Opening in a web browser will present you with a form asking you to set a username and join a chat group. After doing so, you'll be able to send messages into a single chat channel via WebSockets.

The above uses 102 lines of Rust and a single 43-line HTML file with no external dependencies. Despite the concise size of the code, it's one of the larger examples.

When I compiled a release version of the above it resulted in a 2 MB binary when GZIP-compressed. I'm sure research into stripping this binary down further would bear fruit.

Features & Support

There is an example demonstrating how to use SQLx with Axum. SQLx provides asynchronous support for communicating with PostgreSQL, MySQL, SQLite and MSSQL. I haven't come across any ORMs being demonstrated in the examples but Axum doesn't appear to be too opinionated on external data access.

There is an example demonstrating support for TLS via Rustls. Rustls supports TLS 1.2 and 1.3 and Curve25519, a safe elliptic curve also used by WireGuard. Last year curl added support for Post-Quantum TLS but as of this writing, I can't see any support in Rustls for curl's supported algorithms.

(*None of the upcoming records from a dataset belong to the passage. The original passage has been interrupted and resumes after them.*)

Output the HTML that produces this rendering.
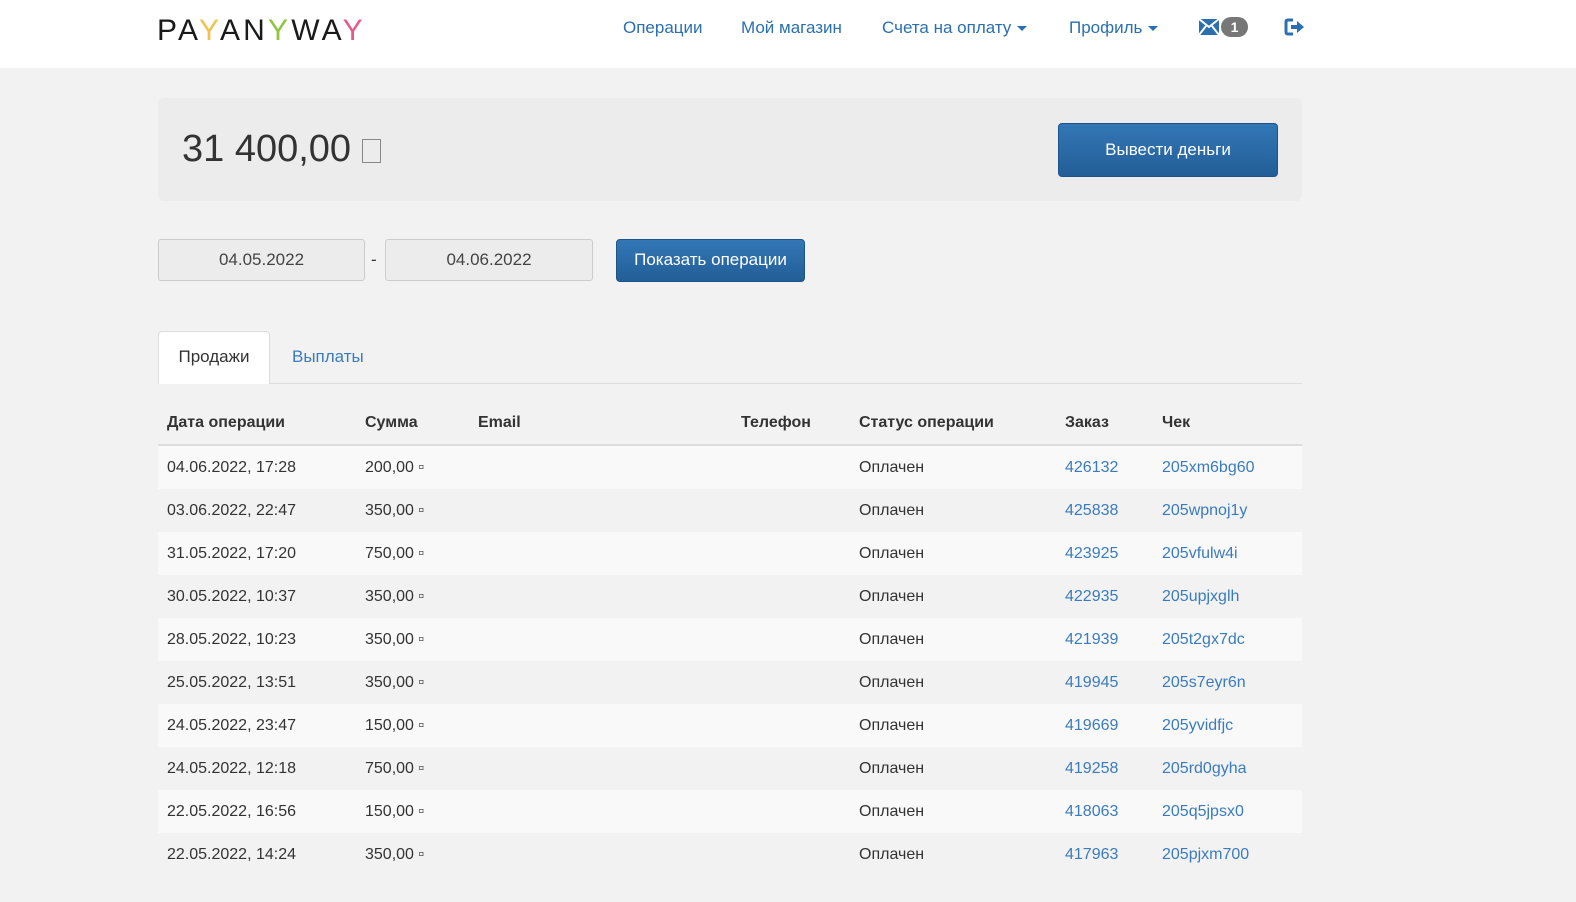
<!DOCTYPE html>
<html><head><meta charset="utf-8"><style>
*{margin:0;padding:0;box-sizing:border-box}
body{width:1576px;height:902px;background:#f2f2f2;font-family:"Liberation Sans",Arial,sans-serif;color:#333;position:relative;overflow:hidden}
.hdr{position:absolute;left:0;top:0;width:1576px;height:68px;background:#fff}
.logo{position:absolute;left:157px;top:14px;font-size:30px;letter-spacing:3.2px;color:#1a1a1a;font-weight:400}
.nav{position:absolute;top:18px;font-size:17px;color:#2a6fb0}
.caret{display:inline-block;width:0;height:0;border-left:5px solid transparent;border-right:5px solid transparent;border-top:5px solid #2a6fb0;vertical-align:middle;margin-left:6px}
.abs{position:absolute}
.bal{left:158px;top:98px;width:1144px;height:103px;background:#ececec;border-radius:6px}
.btn{background:linear-gradient(#3377b6,#225e97);color:#fff;border:1px solid #1d5487;border-radius:4px;text-align:center}
.inp{background:#ececec;border:1px solid #ccc;border-radius:3px;text-align:center;font-size:17px;color:#444;line-height:40px;height:42px}
.row{position:absolute;left:158px;width:1144px;height:43px;font-size:16px;line-height:43px}
.row span{position:absolute}
.a{color:#3a7bbf}
</style></head><body>
<div class="hdr"></div>
<div class="logo">PA<span style="color:#f2c14e">Y</span>AN<span style="color:#8cc63f">Y</span>WA<span style="color:#e8588b">Y</span></div>
<div class="nav" style="left:623px">Операции</div>
<div class="nav" style="left:741px">Мой магазин</div>
<div class="nav" style="left:882px">Счета на оплату<span class="caret"></span></div>
<div class="nav" style="left:1069px">Профиль<span class="caret"></span></div>
<svg class="abs" style="left:1199px;top:19px" width="20" height="16" viewBox="0 0 20 16"><rect width="20" height="16" fill="#2a6fb0"/><path d="M0 0L10 8L20 0M0 16L7 7M20 16L13 7" stroke="#fff" stroke-width="2" fill="none"/></svg>
<div class="abs" style="left:1221px;top:17px;width:27px;height:20px;border-radius:10px;background:#777;color:#fff;font-weight:bold;font-size:14px;text-align:center;line-height:20px">1</div>
<svg class="abs" style="left:1284px;top:18px" width="21" height="18" viewBox="0 0 21 18"><path d="M9 2H4Q2 2 2 4V14Q2 16 4 16H9" stroke="#2a6fb0" stroke-width="3" fill="none"/><path d="M7 7H13V3L20 9L13 15V11H7Z" fill="#2a6fb0"/></svg>

<div class="abs bal"></div>
<div class="abs" style="left:182px;top:128px;font-size:38px;color:#333">31 400,00 <span style="display:inline-block;width:19px;height:24px;border:1.5px solid #888;vertical-align:-2px"></span></div>
<div class="abs btn" style="left:1058px;top:123px;width:220px;height:54px;line-height:52px;font-size:17px">Вывести деньги</div>

<div class="abs inp" style="left:158px;top:239px;width:207px">04.05.2022</div>
<div class="abs" style="left:371px;top:250px;font-size:17px">-</div>
<div class="abs inp" style="left:385px;top:239px;width:208px">04.06.2022</div>
<div class="abs btn" style="left:616px;top:239px;width:189px;height:43px;line-height:40px;font-size:17px">Показать операции</div>

<div class="abs" style="left:158px;top:383px;width:1144px;height:1px;background:#ddd"></div>
<div class="abs" style="left:158px;top:331px;width:112px;height:53px;background:#fff;border:1px solid #ddd;border-bottom:none;border-radius:4px 4px 0 0;font-size:17px;line-height:50px;text-align:center">Продажи</div>
<div class="abs a" style="left:292px;top:347px;font-size:17px">Выплаты</div>

<div class="row" style="top:401px;font-weight:bold"><span style="left:9px">Дата операции</span><span style="left:207px">Сумма</span><span style="left:320px">Email</span><span style="left:583px">Телефон</span><span style="left:701px">Статус операции</span><span style="left:907px">Заказ</span><span style="left:1004px">Чек</span></div>
<div class="abs" style="left:158px;top:444px;width:1144px;height:2px;background:#ddd"></div>

<div class="row" style="top:446px;background:#f9f9f9"><span style="left:9px">04.06.2022, 17:28</span><span style="left:207px">200,00 ▫</span><span style="left:701px">Оплачен</span><span class="a" style="left:907px">426132</span><span class="a" style="left:1004px">205xm6bg60</span></div>
<div class="row" style="top:489px"><span style="left:9px">03.06.2022, 22:47</span><span style="left:207px">350,00 ▫</span><span style="left:701px">Оплачен</span><span class="a" style="left:907px">425838</span><span class="a" style="left:1004px">205wpnoj1y</span></div>
<div class="row" style="top:532px;background:#f9f9f9"><span style="left:9px">31.05.2022, 17:20</span><span style="left:207px">750,00 ▫</span><span style="left:701px">Оплачен</span><span class="a" style="left:907px">423925</span><span class="a" style="left:1004px">205vfulw4i</span></div>
<div class="row" style="top:575px"><span style="left:9px">30.05.2022, 10:37</span><span style="left:207px">350,00 ▫</span><span style="left:701px">Оплачен</span><span class="a" style="left:907px">422935</span><span class="a" style="left:1004px">205upjxglh</span></div>
<div class="row" style="top:618px;background:#f9f9f9"><span style="left:9px">28.05.2022, 10:23</span><span style="left:207px">350,00 ▫</span><span style="left:701px">Оплачен</span><span class="a" style="left:907px">421939</span><span class="a" style="left:1004px">205t2gx7dc</span></div>
<div class="row" style="top:661px"><span style="left:9px">25.05.2022, 13:51</span><span style="left:207px">350,00 ▫</span><span style="left:701px">Оплачен</span><span class="a" style="left:907px">419945</span><span class="a" style="left:1004px">205s7eyr6n</span></div>
<div class="row" style="top:704px;background:#f9f9f9"><span style="left:9px">24.05.2022, 23:47</span><span style="left:207px">150,00 ▫</span><span style="left:701px">Оплачен</span><span class="a" style="left:907px">419669</span><span class="a" style="left:1004px">205yvidfjc</span></div>
<div class="row" style="top:747px"><span style="left:9px">24.05.2022, 12:18</span><span style="left:207px">750,00 ▫</span><span style="left:701px">Оплачен</span><span class="a" style="left:907px">419258</span><span class="a" style="left:1004px">205rd0gyha</span></div>
<div class="row" style="top:790px;background:#f9f9f9"><span style="left:9px">22.05.2022, 16:56</span><span style="left:207px">150,00 ▫</span><span style="left:701px">Оплачен</span><span class="a" style="left:907px">418063</span><span class="a" style="left:1004px">205q5jpsx0</span></div>
<div class="row" style="top:833px"><span style="left:9px">22.05.2022, 14:24</span><span style="left:207px">350,00 ▫</span><span style="left:701px">Оплачен</span><span class="a" style="left:907px">417963</span><span class="a" style="left:1004px">205pjxm700</span></div>
</body></html>
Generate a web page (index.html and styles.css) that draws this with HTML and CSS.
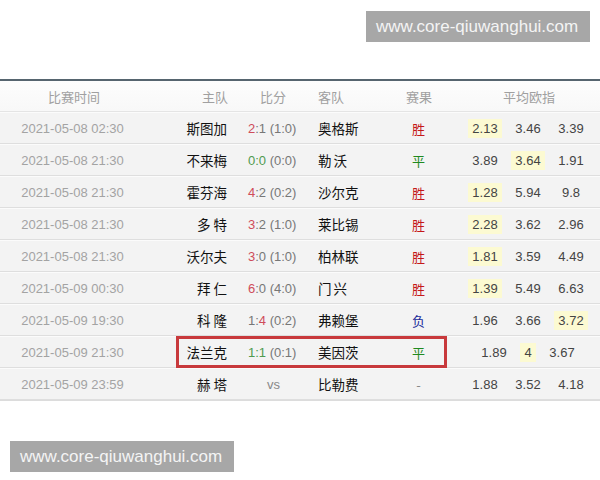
FILE: index.html
```html
<!DOCTYPE html>
<html lang="zh-CN">
<head>
    <meta charset="UTF-8">
    <meta name="viewport" content="width=device-width, initial-scale=1.0">
    <title>比赛结果</title>
    <link rel="stylesheet" href="styles.css">
</head>
<body>
    <div class="top-bar">
        <div class="stamp">www.core-qiuwanghui.com</div>
    </div>

    <div class="match-table">
        <div class="head">
            <div class="h-time">比赛时间</div>
            <div>主队</div>
            <div>比分</div>
            <div>客队</div>
            <div>赛果</div>
            <div>平均欧指</div>
        </div>

        <div class="row">
            <div class="time">2021-05-08 02:30</div>
            <div class="home">斯图加</div>
            <div class="score"><span class="win">2</span>:1 (1:0)</div>
            <div class="away">奥格斯</div>
            <div class="result r-win">胜</div>
            <div class="odds"><span class="pick">2.13</span><span>3.46</span><span>3.39</span></div>
        </div>

        <div class="row">
            <div class="time">2021-05-08 21:30</div>
            <div class="home">不来梅</div>
            <div class="score"><span class="draw">0:0</span> (0:0)</div>
            <div class="away wide">勒沃</div>
            <div class="result r-draw">平</div>
            <div class="odds"><span>3.89</span><span class="pick">3.64</span><span>1.91</span></div>
        </div>

        <div class="row">
            <div class="time">2021-05-08 21:30</div>
            <div class="home">霍芬海</div>
            <div class="score"><span class="win">4</span>:2 (0:2)</div>
            <div class="away">沙尔克</div>
            <div class="result r-win">胜</div>
            <div class="odds"><span class="pick">1.28</span><span>5.94</span><span>9.8</span></div>
        </div>

        <div class="row">
            <div class="time">2021-05-08 21:30</div>
            <div class="home">多 特</div>
            <div class="score"><span class="win">3</span>:2 (1:0)</div>
            <div class="away">莱比锡</div>
            <div class="result r-win">胜</div>
            <div class="odds"><span class="pick">2.28</span><span>3.62</span><span>2.96</span></div>
        </div>

        <div class="row">
            <div class="time">2021-05-08 21:30</div>
            <div class="home">沃尔夫</div>
            <div class="score"><span class="win">3</span>:0 (1:0)</div>
            <div class="away">柏林联</div>
            <div class="result r-win">胜</div>
            <div class="odds"><span class="pick">1.81</span><span>3.59</span><span>4.49</span></div>
        </div>

        <div class="row">
            <div class="time">2021-05-09 00:30</div>
            <div class="home">拜 仁</div>
            <div class="score"><span class="win">6</span>:0 (4:0)</div>
            <div class="away wide">门兴</div>
            <div class="result r-win">胜</div>
            <div class="odds"><span class="pick">1.39</span><span>5.49</span><span>6.63</span></div>
        </div>

        <div class="row">
            <div class="time">2021-05-09 19:30</div>
            <div class="home">科 隆</div>
            <div class="score">1:<span class="win">4</span> (0:2)</div>
            <div class="away">弗赖堡</div>
            <div class="result r-lose">负</div>
            <div class="odds"><span>1.96</span><span>3.66</span><span class="pick">3.72</span></div>
        </div>

        <div class="row marked">
            <div class="time">2021-05-09 21:30</div>
            <div class="home">法兰克</div>
            <div class="score"><span class="draw">1:1</span> (0:1)</div>
            <div class="away">美因茨</div>
            <div class="result r-draw">平</div>
            <div class="odds odds-tight"><span>1.89</span><span class="pick">4</span><span>3.67</span></div>
            <div class="mark-box"></div>
        </div>

        <div class="row">
            <div class="time">2021-05-09 23:59</div>
            <div class="home">赫 塔</div>
            <div class="score vs">vs</div>
            <div class="away">比勒费</div>
            <div class="result">-</div>
            <div class="odds"><span>1.88</span><span>3.52</span><span>4.18</span></div>
        </div>
    </div>

    <div class="bottom-bar">
        <div class="stamp">www.core-qiuwanghui.com</div>
    </div>
</body>
</html>
```

FILE: styles.css
```css
body {
    margin: 0;
    font-family: "Liberation Sans", "Noto Sans CJK SC", sans-serif;
    background: #fff;
    color: #333;
}

.top-bar {
    height: 79px;
    box-sizing: border-box;
    padding: 11px 10px 0 0;
    display: flex;
    justify-content: flex-end;
    align-items: flex-start;
}

.bottom-bar {
    padding: 40px 0 0 10px;
    display: flex;
}

.stamp {
    background: #a7a7a7;
    color: #f4f4f4;
    font-family: "Liberation Sans", sans-serif;
    font-size: 17px;
    line-height: 31px;
    padding: 0 10px;
    width: 204px;
    white-space: nowrap;
}

.match-table {
    border-top: 2px solid #56656f;
    border-bottom: 1px solid #dcdcdc;
}

.head {
    display: grid;
    grid-template-columns: 202px 58px 58px 88px 97px 1fr;
    height: 30px;
    align-items: center;
    background: linear-gradient(#fdfdfd, #f8f8f8);
    border-bottom: 1px solid #e4e4e4;
    color: #a0a0a0;
    font-family: "Noto Sans CJK SC", sans-serif;
    font-size: 13px;
}

.h-time {
    padding-left: 48px;
}

.row {
    position: relative;
    display: grid;
    grid-template-columns: 145px 87px 80px 74px 65px 1fr;
    height: 32px;
    box-sizing: border-box;
    align-items: center;
    background: #f3f3f3;
    border-top: 1px solid #fbfbfb;
    border-bottom: 1px solid #dedede;
    font-size: 13px;
}

.time {
    text-align: center;
    color: #a3a3a3;
}

.home {
    text-align: right;
    padding-right: 5px;
    color: #111;
    font-family: "Noto Sans CJK SC", sans-serif;
    font-size: 13.5px;
}

.away {
    padding-left: 6px;
    color: #111;
    font-family: "Noto Sans CJK SC", sans-serif;
    font-size: 13.5px;
}

.away.wide {
    letter-spacing: 2px;
}

.score {
    padding-left: 16px;
    color: #777;
}

.score.vs {
    padding-left: 35px;
    color: #888;
}

.win {
    color: #cf4c5a;
}

.draw {
    color: #4f9a4f;
}

.result {
    text-align: center;
    font-family: "Noto Sans CJK SC", sans-serif;
    color: #888;
}

.r-win {
    color: #c41818;
}

.r-draw {
    color: #1f8a1f;
}

.r-lose {
    color: #1a2a9a;
}

.odds {
    display: grid;
    grid-template-columns: repeat(3, 43px);
    justify-content: center;
    padding-left: 5px;
    color: #444;
}

.odds span {
    justify-self: center;
    padding: 2px 4px;
}

.odds-tight {
    grid-template-columns: repeat(3, 34px);
}

.pick {
    background: #fcfad2;
}

.mark-box {
    position: absolute;
    left: 176px;
    top: -1px;
    width: 271px;
    height: 32px;
    box-sizing: border-box;
    border: 3px solid #c8393c;
}
```
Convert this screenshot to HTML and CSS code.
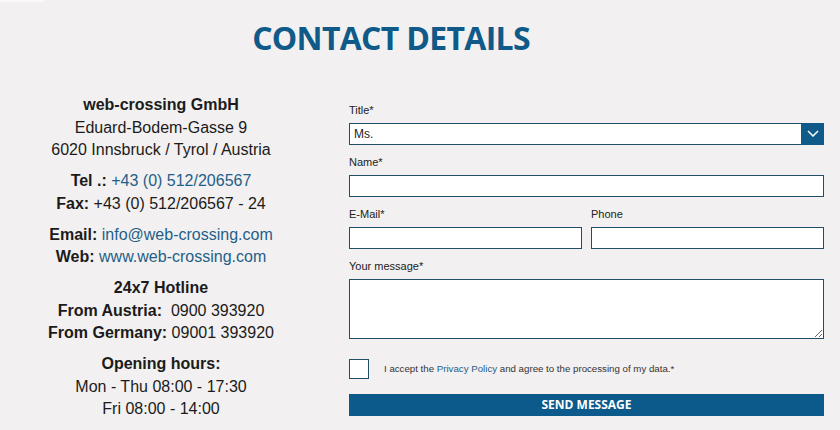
FILE: index.html
```html
<!DOCTYPE html>
<html>

<head>
	<title>Contact details</title>
	<link rel="stylesheet" href="styles.css">
</head>

<body>
	<div class="topbar"></div>
	<h1 class="page-title">CONTACT DETAILS</h1>

	<div class="contact">
		<!-- Адрес и телефоны -->
		<div class="info">
			<p><b>web-crossing GmbH</b><br>Eduard-Bodem-Gasse 9<br>6020 Innsbruck / Tyrol / Austria</p>
			<p><b>Tel .:</b> <a href="#">+43 (0) 512/206567</a><br><b>Fax:</b> +43 (0) 512/206567 - 24</p>
			<p><b>Email:</b> <a href="#">info@web-crossing.com</a><br><b>Web:</b> <a href="#">www.web-crossing.com</a></p>
			<p><b>24x7 Hotline</b><br><b>From Austria:</b>&nbsp; 0900 393920<br><b>From Germany:</b> 09001 393920</p>
			<p><b>Opening hours:</b><br>Mon - Thu 08:00 - 17:30<br>Fri 08:00 - 14:00</p>
		</div>

		<!-- Форма -->
		<form class="form">
			<div class="field">
				<label>Title*</label>
				<div class="select">
					<select>
						<option>Ms.</option>
						<option>Mr.</option>
					</select>
					<span class="select-arrow">
						<svg width="12" height="7" viewBox="0 0 12 7">
							<path d="M1 1 L6 6 L11 1" fill="none" stroke="#fff" stroke-width="1.5" />
						</svg>
					</span>
				</div>
			</div>
			<div class="field">
				<label>Name*</label>
				<input type="text">
			</div>
			<div class="field-row">
				<div class="field">
					<label>E-Mail*</label>
					<input type="text">
				</div>
				<div class="field">
					<label>Phone</label>
					<input type="text">
				</div>
			</div>
			<div class="field">
				<label>Your message*</label>
				<textarea></textarea>
			</div>
			<div class="accept">
				<span class="checkbox"></span>
				<span class="accept-text">I accept the <a href="#">Privacy Policy</a> and agree to the processing of my data.*</span>
			</div>
			<button type="button" class="send">SEND MESSAGE</button>
		</form>
	</div>
</body>

</html>
```

FILE: styles.css
```css
body {
	margin: 0;
	background-color: #f2f0f0;
	font-family: "Liberation Sans", Arial, sans-serif;
	color: #1b1b1b;
}

a {
	color: #1f5f88;
	text-decoration: none;
}

.topbar {
	width: 44px;
	height: 2px;
	background-color: #fbfafa;
}

/* заголовок страницы */
.page-title {
	width: 782px;
	margin: 17px 0 0;
	font-family: "Open Sans", sans-serif;
	font-weight: 700;
	font-size: 32px;
	line-height: 38px;
	letter-spacing: -0.7px;
	text-align: center;
	color: #0f5a89;
}

.contact {
	display: grid;
	grid-template-columns: 322px 475px;
	column-gap: 27px;
	margin-top: 37px;
}

.info {
	text-align: center;
	font-size: 16px;
	line-height: 22.7px;
}

.info p {
	margin: 0 0 8px;
}

.form {
	padding-top: 9.5px;
}

.field {
	margin-bottom: 11px;
}

.field label {
	display: block;
	font-size: 11px;
	line-height: 13px;
	margin-bottom: 6px;
	color: #222;
}

.field-row {
	display: grid;
	grid-template-columns: 1fr 1fr;
	column-gap: 9px;
}

.field input,
.field textarea {
	display: block;
	width: 100%;
	height: 22px;
	box-sizing: border-box;
	border: 1px solid #1f4e66;
	background-color: #fff;
	margin: 0;
	font-family: inherit;
}

.field textarea {
	height: 60px;
	resize: vertical;
}

/* выпадающий список */
.select {
	display: flex;
	height: 22px;
	box-sizing: border-box;
	border: 1px solid #1f4e66;
	background-color: #fff;
}

.select select {
	flex: 1;
	appearance: none;
	border: none;
	background: transparent;
	padding: 0 4px;
	font-family: "Liberation Sans", Arial, sans-serif;
	font-size: 12px;
	color: #222;
	outline: none;
}

.select-arrow {
	display: flex;
	align-items: center;
	justify-content: center;
	width: 23px;
	margin: -1px -1px -1px 0;
	background-color: #0f5a89;
}

.accept {
	display: flex;
	align-items: center;
	margin-top: 20px;
}

.checkbox {
	width: 20px;
	height: 20px;
	box-sizing: border-box;
	border: 1px solid #1f4e66;
	background-color: #fff;
}

.accept-text {
	margin-left: 15px;
	font-size: 9.7px;
	color: #333;
}

.send {
	display: block;
	width: 100%;
	height: 22px;
	margin-top: 15px;
	border: none;
	background-color: #0c5a8c;
	color: #fff;
	font-family: "Open Sans", sans-serif;
	font-weight: 700;
	font-size: 12px;
	cursor: pointer;
}
```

The Askama template rendering engine, which is based on Jinja, is supported. I couldn't find examples for any other templating engine but templates appear to be reasonably decoupled in the example where Askama's use is demonstrated.

I couldn't find any examples or mention of Zstandard or Brotli in the Axum code base. It could be at this point that Axum would be better placed behind a dedicated reverse proxy if this sort of support is important to you.

It doesn't appear that Axum aims to be a "batteries included" framework and prefers to be non-opinionated compared to some of its Rust-based counterparts. For anyone familiar with the Python world's web frameworks, Axum is more like Flask and less like Django. David said himself that the examples provided by the project are not intended to define best practice, but merely be an example of how you might go about implementing a given feature.

Benchmarking Axum

I came across a synthetic benchmark comparing several web frameworks and Axum seems to break away from the Rust-based pack as the number of concurrent requests increases. In the highest concurrent setting benchmarked, Axum came second only to warp among its Rust-based competitors.

Of the 250+ benchmarks across all the languages listed, Axum came 30th overall when ranked by the highest concurrent setting.